Today's principal commercial computer user interface is the GUI (Graphical User Interface). It is based upon two simple user interface elements: the mouse controlled cursor and the pull-down menu. These elements have also been used in tandem to enable hypertext linking.
The current implementations of a GUI has serious limitations when used to navigate through large databases. It presents tree-like structures of file names, file contents and links on the Web. In doing so, 95% of the time it presents lists as vertical or horizontal screen displays. Just as the graphical format display of telephone books, GUI's tree-structures relegates the user to a tedious search through lists, and lists of lists, reached through only two features: scroll up and down buttons and links. In either case, the complete content of the database is not effectively presented and the format soon exhausts the user's attention span, making GUI inefficient at best for speedy navigation and location of desired content.

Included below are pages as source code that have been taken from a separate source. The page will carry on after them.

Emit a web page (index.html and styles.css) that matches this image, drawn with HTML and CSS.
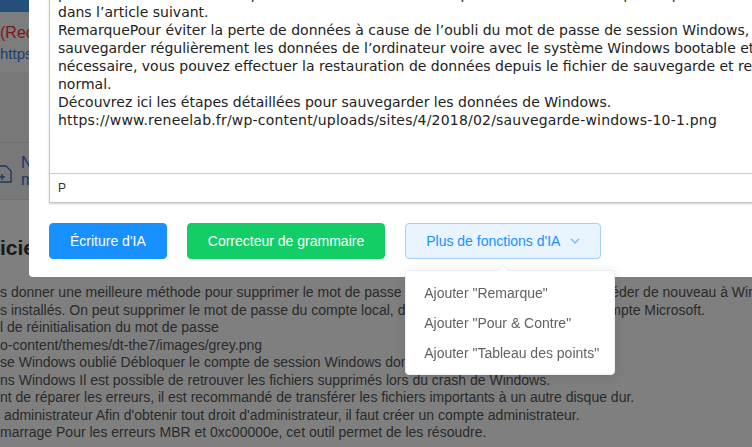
FILE: index.html
```html
<!DOCTYPE html>
<html lang="fr">
<head>
    <meta charset="UTF-8">
    <meta name="viewport" content="width=device-width, initial-scale=1.0">
    <title>Rédaction IA</title>
    <link rel="stylesheet" href="styles.css">
</head>
<body>
    <div class="page">
        <div class="page-top"></div>
        <div class="notice">
            <p class="notice-red">(Recommandé) Renee PassNow</p>
            <p class="notice-link">https://www.reneelab.fr/renee-passnow.html</p>
        </div>
        <div class="gap-zone">
            <div class="feature">
                <svg class="feature-icon" width="14" height="18" viewBox="0 0 14 18">
                    <path d="M-4 1h10l5 5v11H-4z" fill="none" stroke="currentColor" stroke-width="1.4"/>
                    <path d="M2 9v6M-1 12h6" stroke="currentColor" stroke-width="1.4"/>
                </svg>
                <div class="feature-text">
                    <span>Nouveau</span>
                    <span>mot de passe</span>
                </div>
            </div>
        </div>
        <h2 class="section-title">iciels recommandés</h2>
        <div class="summary">
            <div>s donner une meilleure méthode pour supprimer le mot de passe Windows et vous permettre d'accéder de nouveau à Windows.</div>
            <div>s installés. On peut supprimer le mot de passe du compte local, du compte administrateur et du compte Microsoft.</div>
            <div>l de réinitialisation du mot de passe</div>
            <div>o-content/themes/dt-the7/images/grey.png</div>
            <div>se Windows oublié Débloquer le compte de session Windows dont le mot de passe est oublié.</div>
            <div>ns Windows Il est possible de retrouver les fichiers supprimés lors du crash de Windows.</div>
            <div>nt de réparer les erreurs, il est recommandé de transférer les fichiers importants à un autre disque dur.</div>
            <div>&nbsp;administrateur Afin d'obtenir tout droit d'administrateur, il faut créer un compte administrateur.</div>
            <div>marrage Pour les erreurs MBR et 0xc00000e, cet outil permet de les résoudre.</div>
        </div>
    </div>

    <div class="mask"></div>

    <div class="dialog">
        <div class="editor">
            <div class="editor-body">
                Pour réinitialiser le mot de passe, il suffit de démarrer l’ordinateur depuis la clé USB créée<br>
                puis de sélectionner le compte concerné. Vous trouverez plus de détails sur chaque étape<br>
                dans l’article suivant.<br>
                RemarquePour éviter la perte de données à cause de l’oubli du mot de passe de session Windows, il est conseillé de<br>
                sauvegarder régulièrement les données de l’ordinateur voire avec le système Windows bootable et, si c’est<br>
                nécessaire, vous pouvez effectuer la restauration de données depuis le fichier de sauvegarde et revenir à l’état<br>
                normal.<br>
                Découvrez ici les étapes détaillées pour sauvegarder les données de Windows.<br>
                <span class="url">https://www.reneelab.fr/wp-content/uploads/sites/4/2018/02/sauvegarde-windows-10-1.png</span>
            </div>
            <div class="editor-status">p</div>
        </div>

        <div class="actions">
            <button class="btn btn-primary">Écriture d'IA</button>
            <button class="btn btn-success">Correcteur de grammaire</button>
            <div class="more">
                <button class="btn btn-plain">
                    Plus de fonctions d'IA
                    <svg class="chevron" width="10" height="6" viewBox="0 0 10 6">
                        <path d="M1 0.8L5 4.8L9 0.8" fill="none" stroke="currentColor" stroke-width="1.2"/>
                    </svg>
                </button>
                <ul class="menu">
                    <li>Ajouter "Remarque"</li>
                    <li>Ajouter "Pour &amp; Contre"</li>
                    <li>Ajouter "Tableau des points"</li>
                </ul>
            </div>
        </div>
    </div>
</body>
</html>
```

FILE: styles.css
```css
html, body {
    margin: 0;
    height: 100%;
    overflow: hidden;
}
body {
    font-family: "Liberation Sans", Arial, sans-serif;
    background-color: #fff;
    color: #333;
}
p {
    margin: 0;
}

/* page behind the dialog */
.page-top {
    height: 12px;
    background-color: #4a9ff5;
}
.notice {
    height: 60px;
    background-color: #f9fbfe;
    padding-top: 11px;
    box-sizing: border-box;
    white-space: nowrap;
}
.notice-red {
    color: #ff2e2e;
    font-size: 16px;
    line-height: 20px;
}
.notice-link {
    color: #3b7fd6;
    font-size: 15px;
    line-height: 22px;
}
.gap-zone {
    height: 128px;
    background-color: #f0f1f3;
    padding-top: 70px;
    box-sizing: border-box;
}
.feature {
    display: flex;
    align-items: center;
    gap: 7px;
    height: 58px;
    border-top: 1px solid #dcdfe6;
    border-bottom: 1px solid #dcdfe6;
    box-sizing: border-box;
    color: #3a6fb8;
    white-space: nowrap;
}
.feature-icon {
    flex: none;
    margin-top: 6px;
}
.feature-text {
    display: flex;
    flex-direction: column;
    font-size: 16px;
    line-height: 17px;
    color: #2e72c9;
}
.section-title {
    margin: 34px 0 0;
    font-size: 21px;
    line-height: 28px;
    color: #333;
    white-space: nowrap;
}
.summary {
    margin-top: 22px;
    font-size: 14px;
    line-height: 17.5px;
    color: #555;
    white-space: nowrap;
}

.mask {
    position: fixed;
    inset: 0;
    background-color: rgba(0, 0, 0, 0.5);
}

/* dialog */
.dialog {
    position: absolute;
    left: 29px;
    bottom: 170px;
    width: 780px;
    background-color: #fff;
    border-radius: 4px;
    padding: 60px 20px 18px;
}
.editor {
    border: 1px solid #c8c8c8;
    box-shadow: 0 1px 2px rgba(0, 0, 0, 0.2);
    overflow: hidden;
}
.editor-body {
    padding: 8px 8px 44px;
    font-family: "DejaVu Sans", Verdana, sans-serif;
    font-size: 14px;
    line-height: 18px;
    color: #222;
    white-space: nowrap;
}
.editor-body .url {
    letter-spacing: 0.2px;
}
.editor-status {
    border-top: 1px solid #c8c8c8;
    height: 28px;
    line-height: 28px;
    padding: 0 8px;
    font-size: 12px;
    color: #333;
    text-transform: uppercase;
}

.actions {
    display: flex;
    gap: 20px;
    margin-top: 20px;
}
.btn {
    height: 36px;
    padding: 0 20px;
    border: 1px solid transparent;
    border-radius: 4px;
    font-family: "Liberation Sans", Arial, sans-serif;
    font-size: 14px;
    color: #fff;
    cursor: pointer;
}
.btn-primary {
    background-color: #1890ff;
    border-color: #1890ff;
}
.btn-success {
    background-color: #13ce66;
    border-color: #13ce66;
}
.btn-plain {
    display: flex;
    align-items: center;
    gap: 10px;
    background-color: #e8f4ff;
    border-color: #a3d0fd;
    color: #1890ff;
}
.chevron {
    color: #6aaef5;
}

.more {
    position: relative;
}
.menu {
    position: absolute;
    top: 47px;
    left: 0;
    width: 210px;
    box-sizing: border-box;
    margin: 0;
    padding: 7px 0 6px;
    list-style: none;
    background-color: #fff;
    border: 1px solid #ebeef5;
    border-radius: 4px;
    box-shadow: 0 2px 12px rgba(0, 0, 0, 0.1);
}
.menu::before,
.menu::after {
    content: "";
    position: absolute;
    left: 91px;
    border: 6px solid transparent;
    border-top: 0;
}
.menu::before {
    top: -6px;
    border-bottom-color: #ebeef5;
}
.menu::after {
    top: -5px;
    border-bottom-color: #fff;
}
.menu li {
    padding: 0 18px;
    line-height: 30px;
    font-size: 14px;
    color: #606266;
    white-space: nowrap;
}
```
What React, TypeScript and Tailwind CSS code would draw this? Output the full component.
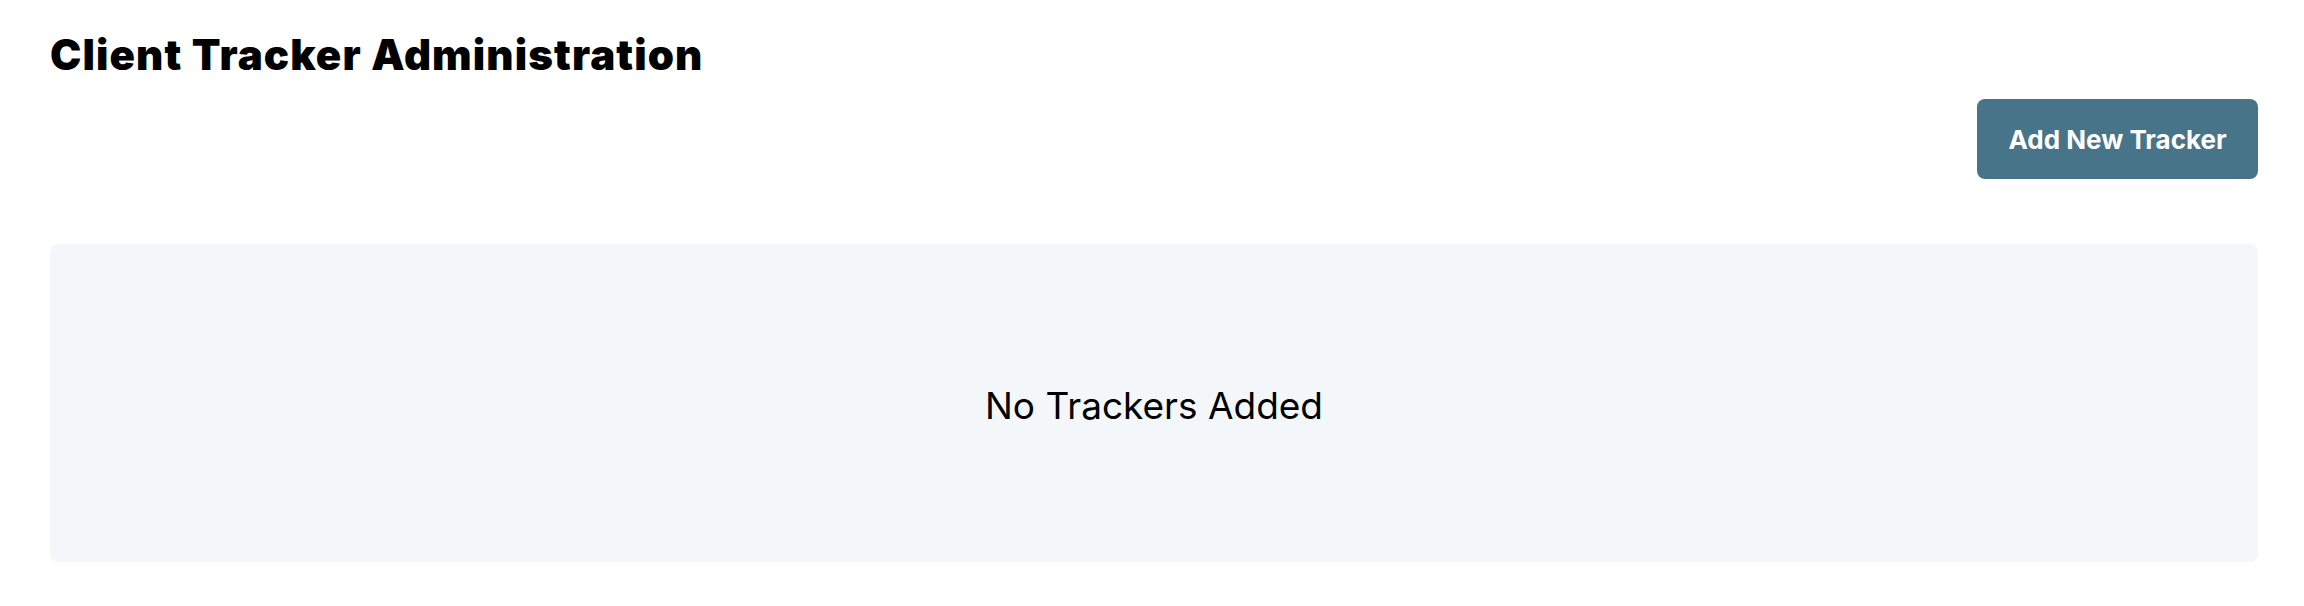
export default function App() {
  return (
    <div className="min-h-screen bg-white pl-[50px] pr-[46px] font-['Inter','Liberation_Sans',sans-serif] text-black">
      <h1 className="pt-[30px] text-[42px] leading-[50px] font-black tracking-[1.1px]">
        Client Tracker Administration
      </h1>

      <div className="mt-[19px] flex justify-end">
        <button className="h-[80px] w-[281px] rounded-lg bg-[#48748a] text-[26px] font-bold text-white">
          Add New Tracker
        </button>
      </div>

      <div className="mt-[65px] flex h-[318px] items-center justify-center rounded-lg bg-[#f4f7fa]">
        <p className="pt-[5px] text-[37px] font-normal">No Trackers Added</p>
      </div>
    </div>
  );
}
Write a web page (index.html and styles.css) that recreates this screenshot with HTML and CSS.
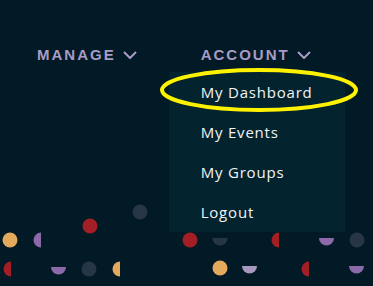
FILE: index.html
```html
<!DOCTYPE html>
<html lang="en">
<head>
    <meta charset="UTF-8">
    <meta name="viewport" content="width=device-width, initial-scale=1.0">
    <title>Account Menu</title>
    <link rel="stylesheet" href="styles.css">
</head>
<body>
    <svg class="confetti" width="373" height="286" viewBox="0 0 373 286">
        <circle cx="140" cy="212" r="7.5" fill="#263646"/>
        <circle cx="90" cy="226" r="7.5" fill="#a41e26"/>
        <circle cx="10" cy="240" r="7.5" fill="#e3aa5c"/>
        <path d="M41 232.5 A7.5 7.5 0 0 0 41 247.5 Z" fill="#8c6aaa"/>
        <path d="M11 261.5 A7.5 7.5 0 0 0 11 276.5 Z" fill="#a41e26"/>
        <path d="M51 267 A7.5 7.5 0 0 0 66 267 Z" fill="#8c6aaa"/>
        <circle cx="89" cy="269" r="7.5" fill="#263646"/>
        <path d="M120 261.5 A7.5 7.5 0 0 0 120 276.5 Z" fill="#e3aa5c"/>
        <circle cx="190" cy="240" r="7.5" fill="#a41e26"/>
        <path d="M212.5 238 A7.5 7.5 0 0 0 227.5 238 Z" fill="#263646"/>
        <path d="M279 232.5 A7.5 7.5 0 0 0 279 247.5 Z" fill="#a41e26"/>
        <path d="M319 238 A7.5 7.5 0 0 0 334 238 Z" fill="#8c6aaa"/>
        <circle cx="357" cy="240" r="7.5" fill="#263646"/>
        <circle cx="220" cy="268" r="7.5" fill="#e3aa5c"/>
        <path d="M242 266 A7.5 7.5 0 0 0 257 266 Z" fill="#a898c0"/>
        <path d="M309 261.5 A7.5 7.5 0 0 0 309 276.5 Z" fill="#a41e26"/>
        <path d="M349 266 A7.5 7.5 0 0 0 364 266 Z" fill="#8c6aaa"/>
    </svg>

    <header class="nav">
        <div class="nav-item">
            <span>MANAGE</span>
            <svg class="chevron" width="14" height="8" viewBox="0 0 14 8"><polyline points="1,1 7,7 13,1"/></svg>
        </div>
        <div class="nav-item account">
            <span>ACCOUNT</span>
            <svg class="chevron" width="14" height="8" viewBox="0 0 14 8"><polyline points="1,1 7,7 13,1"/></svg>
            <ul class="dropdown">
                <li class="current">My Dashboard</li>
                <li>My Events</li>
                <li>My Groups</li>
                <li>Logout</li>
            </ul>
        </div>
    </header>

    <svg class="highlight" width="373" height="286" viewBox="0 0 373 286">
        <ellipse cx="259" cy="90" rx="97" ry="20" fill="none" stroke="#fff200" stroke-width="4"/>
    </svg>
</body>
</html>
```

FILE: styles.css
```css
body {
    margin: 0;
    width: 373px;
    height: 286px;
    overflow: hidden;
    background: #021a26;
    position: relative;
}
.confetti {
    position: absolute;
    top: 0;
    left: 0;
}
.nav {
    position: relative;
    display: flex;
    gap: 64px;
    padding: 45px 0 0 37px;
}
.nav-item {
    position: relative;
    display: flex;
    align-items: center;
    gap: 7px;
    font-family: 'Liberation Sans', Arial, sans-serif;
    font-weight: bold;
    font-size: 15px;
    line-height: 20px;
    letter-spacing: 2px;
    color: #a99cc4;
    white-space: nowrap;
}
.chevron {
    margin-top: -1px;
}
.chevron polyline {
    fill: none;
    stroke: #a99cc4;
    stroke-width: 2;
}
.dropdown {
    position: absolute;
    top: 27px;
    left: -32px;
    width: 176px;
    margin: 0;
    padding: 0;
    list-style: none;
    background: #03232f;
}
.dropdown li {
    padding-left: 32px;
    font-family: 'Open Sans', sans-serif;
    font-weight: normal;
    font-size: 15px;
    line-height: 40px;
    letter-spacing: 0.8px;
    color: #f2f4f6;
}
.highlight {
    position: absolute;
    top: 0;
    left: 0;
    pointer-events: none;
}
```
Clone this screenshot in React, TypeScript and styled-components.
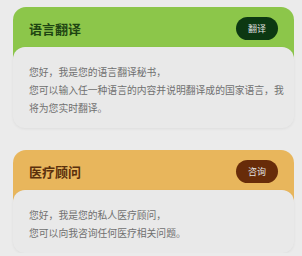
import React from 'react';
import styled, { createGlobalStyle } from 'styled-components';

const GlobalStyle = createGlobalStyle`
  body {
    margin: 0;
    background: #ebebeb;
    font-family: "Noto Sans CJK SC", "Noto Sans", sans-serif;
  }
`;

type Theme = {
  header: string;
  title: string;
  button: string;
};

const themes: Record<string, Theme> = {
  green: { header: '#8cc64a', title: '#1e4512', button: '#0c3812' },
  orange: { header: '#e8b65c', title: '#5a300c', button: '#682c09' },
};

const cards = [
  {
    title: '语言翻译',
    action: '翻译',
    theme: themes.green,
    lines: [
      '您好，我是您的语言翻译秘书，',
      '您可以输入任一种语言的内容并说明翻译成的国家语言，我将为您实时翻译。',
    ],
  },
  {
    title: '医疗顾问',
    action: '咨询',
    theme: themes.orange,
    lines: ['您好，我是您的私人医疗顾问，', '您可以向我咨询任何医疗相关问题。'],
  },
];

const App: React.FC = () => {
  return (
    <>
      <GlobalStyle />
      <DivPage>
        {cards.map((card) => (
          <DivCard key={card.title}>
            <DivHeader $bg={card.theme.header}>
              <DivTitle $color={card.theme.title}>{card.title}</DivTitle>
              <Button $bg={card.theme.button}>{card.action}</Button>
            </DivHeader>
            <DivBody>
              {card.lines.map((line) => (
                <P key={line}>{line}</P>
              ))}
            </DivBody>
          </DivCard>
        ))}
      </DivPage>
    </>
  );
};

const DivPage = styled.div`
  padding: 7px 8px 0 13px;
  display: flex;
  flex-direction: column;
  gap: 22px;
`;

const DivCard = styled.div`
  width: 281px;
  display: flex;
  flex-direction: column;
`;

const DivHeader = styled.div<{ $bg: string }>`
  background: ${(p) => p.$bg};
  border-radius: 13px 13px 0 0;
  height: 40px;
  padding: 0 16px 12px 16px;
  display: flex;
  align-items: center;
  justify-content: space-between;
`;

const DivTitle = styled.div<{ $color: string }>`
  color: ${(p) => p.$color};
  font-size: 13px;
  font-weight: 700;
  padding-top: 2px;
`;

const Button = styled.div<{ $bg: string }>`
  background: ${(p) => p.$bg};
  color: #e0e0e0;
  font-size: 9px;
  width: 42px;
  height: 23px;
  border-radius: 12px;
  display: flex;
  align-items: center;
  justify-content: center;
  margin-top: 2px;
`;

const DivBody = styled.div`
  margin-top: -12px;
  background: #e9e9e9;
  border-radius: 12px;
  padding: 16px 8px 11px 16px;
  box-shadow: 0 1px 3px rgba(0, 0, 0, 0.06);
`;

const P = styled.div`
  color: #707070;
  font-size: 9.8px;
  line-height: 18px;
`;

export default App;
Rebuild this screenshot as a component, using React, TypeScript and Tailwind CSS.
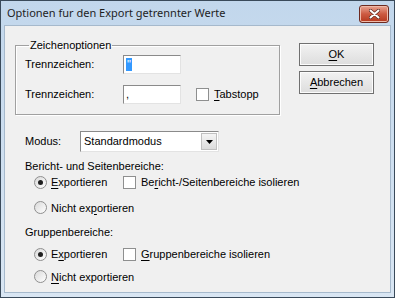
import React from "react";

const font = { fontFamily: "'Liberation Sans', Arial, sans-serif" };

function U({ children }: { children: React.ReactNode }) {
  return <span className="underline underline-offset-[2px]">{children}</span>;
}

function Radio({ checked }: { checked?: boolean }) {
  return (
    <span className="relative inline-flex h-[13px] w-[13px] shrink-0 items-center justify-center rounded-full border border-[#8f8f8f] bg-gradient-to-br from-[#d9d9d9] to-[#ffffff]">
      {checked && <span className="h-[5px] w-[5px] rounded-full bg-[#1f1f1f]" />}
    </span>
  );
}

function Check() {
  return <span className="inline-block h-[13px] w-[13px] shrink-0 border border-[#8e8f8f] bg-white" />;
}

function TextBox({ children }: { children?: React.ReactNode }) {
  return (
    <div className="flex h-[19px] w-[58px] items-center border border-t-[#8a8a8a] border-l-[#8a8a8a] border-b-[#e3e3e3] border-r-[#e3e3e3] bg-white pl-[2px] text-[11px]">
      {children}
    </div>
  );
}

function Button({ children }: { children: React.ReactNode }) {
  return (
    <div className="flex h-[23px] w-[75px] items-center justify-center border border-[#707070] bg-gradient-to-b from-[#f2f2f2] to-[#dddddd] text-[11px] text-black shadow-[inset_0_0_0_1px_#fcfcfc]">
      {children}
    </div>
  );
}

export default function App() {
  return (
    <div
      className="flex h-[298px] w-[395px] flex-col border border-[#3a4a5a] bg-gradient-to-b from-[#c2d7ec] to-[#d9e6f3] text-black"
      style={font}
    >
      <div className="flex h-[24px] items-center justify-between pl-[6px] pr-[5px]">
        <span className="text-[11px] text-[#1e1e1e]" style={{ fontFamily: "'Noto Sans', 'Open Sans', sans-serif" }}>
          Optionen fur den Export getrennter Werte
        </span>
        <div className="mt-[1px] flex h-[18px] w-[30px] items-center justify-center rounded-[3px] border border-[#6d2a20] bg-gradient-to-b from-[#e8a493] via-[#cc5a41] to-[#b5381d] shadow-[inset_0_0_0_1px_#eebaa9]">
          <svg width="11" height="10" viewBox="0 0 11 10">
            <path d="M1.5 1.5 L9.5 8.5 M9.5 1.5 L1.5 8.5" stroke="#5a2a22" strokeWidth="3.4" strokeLinecap="round" />
            <path d="M1.5 1.5 L9.5 8.5 M9.5 1.5 L1.5 8.5" stroke="#ffffff" strokeWidth="2" strokeLinecap="round" />
          </svg>
        </div>
      </div>
      <div className="mx-[3px] mb-[4px] flex-1 border border-[#a6b9cc] bg-[#f0f0f0] text-[11px]">
        <div className="flex pl-[10px] pt-[13px]">
          <fieldset className="h-[76px] w-[265px] border border-[#a0a0a0] pl-[8px] shadow-[1px_1px_0_#ffffff,inset_1px_1px_0_#ffffff]">
            <legend className="ml-[5px] px-[1px] leading-[13px]">Zeichenoptionen</legend>
            <div className="mt-[3px] flex items-center">
              <span className="w-[99px] pl-[1px]">Trennzeichen:</span>
              <TextBox>
                <span className="bg-[#3399ff] px-[1px] leading-[13px] text-white">"</span>
              </TextBox>
            </div>
            <div className="mt-[11px] flex items-center">
              <span className="w-[99px] pl-[1px]">Trennzeichen:</span>
              <TextBox>,</TextBox>
              <span className="ml-[15px] flex items-center gap-[5px]">
                <Check />
                <span>
                  <U>T</U>abstopp
                </span>
              </span>
            </div>
          </fieldset>
          <div className="ml-[19px] mt-[4px] flex flex-col gap-[5px]">
            <Button>
              <U>O</U>K
            </Button>
            <Button>
              <U>A</U>bbrechen
            </Button>
          </div>
        </div>
        <div className="mt-[16px] flex items-center pl-[20px]">
          <span className="w-[55px]">Modus:</span>
          <div className="flex h-[21px] w-[139px] items-center justify-between border border-t-[#8a8a8a] border-l-[#8a8a8a] border-b-[#e3e3e3] border-r-[#e3e3e3] bg-white pl-[3px] pr-[1px]">
            <span>Standardmodus</span>
            <span className="flex h-[17px] w-[16px] items-center justify-center border border-[#c0c0c0] bg-gradient-to-b from-[#f5f5f5] to-[#dcdcdc]">
              <svg width="7" height="4" viewBox="0 0 7 4">
                <path d="M0 0 H7 L3.5 4 Z" fill="#000" />
              </svg>
            </span>
          </div>
        </div>
        <div className="mt-[6px] pl-[20px] leading-[16px]">Bericht- und Seitenbereiche:</div>
        <div className="mt-0 flex items-center pl-[29px]">
          <span className="flex w-[89px] items-center gap-[4px]">
            <Radio checked />
            <span>
              <U>E</U>xportieren
            </span>
          </span>
          <span className="flex items-center gap-[5px]">
            <Check />
            <span>
              Be<U>r</U>icht-/Seitenbereiche isolieren
            </span>
          </span>
        </div>
        <div className="mt-[9px] flex items-center gap-[4px] pl-[29px]">
          <Radio />
          <span>
            Nicht ex<U>p</U>ortieren
          </span>
        </div>
        <div className="mt-[8px] pl-[20px] leading-[16px]">Gruppenbereiche:</div>
        <div className="mt-[6px] flex items-center pl-[29px]">
          <span className="flex w-[89px] items-center gap-[4px]">
            <Radio checked />
            <span>
              E<U>x</U>portieren
            </span>
          </span>
          <span className="flex items-center gap-[5px]">
            <Check />
            <span>
              <U>G</U>ruppenbereiche isolieren
            </span>
          </span>
        </div>
        <div className="mt-[6px] flex items-center gap-[4px] pl-[29px]">
          <Radio />
          <span>
            <U>N</U>icht exportieren
          </span>
        </div>
      </div>
    </div>
  );
}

Numerous hierarchical tree-like structures, branching and sub-branching methodologies have been developed to ease this limitation. Their common flaw lies in the method of data presentation. The method of presentation has but one purpose: the communication of information to the user's mind. Thus, the presentation problem should be approached from the point of view of the mind's "information acquirement" abilities. A step towards higher cognitive processing should not ignore such information acquirement factors as differentiation, elimination, in-depth analysis and context identification with formal commitment to memory.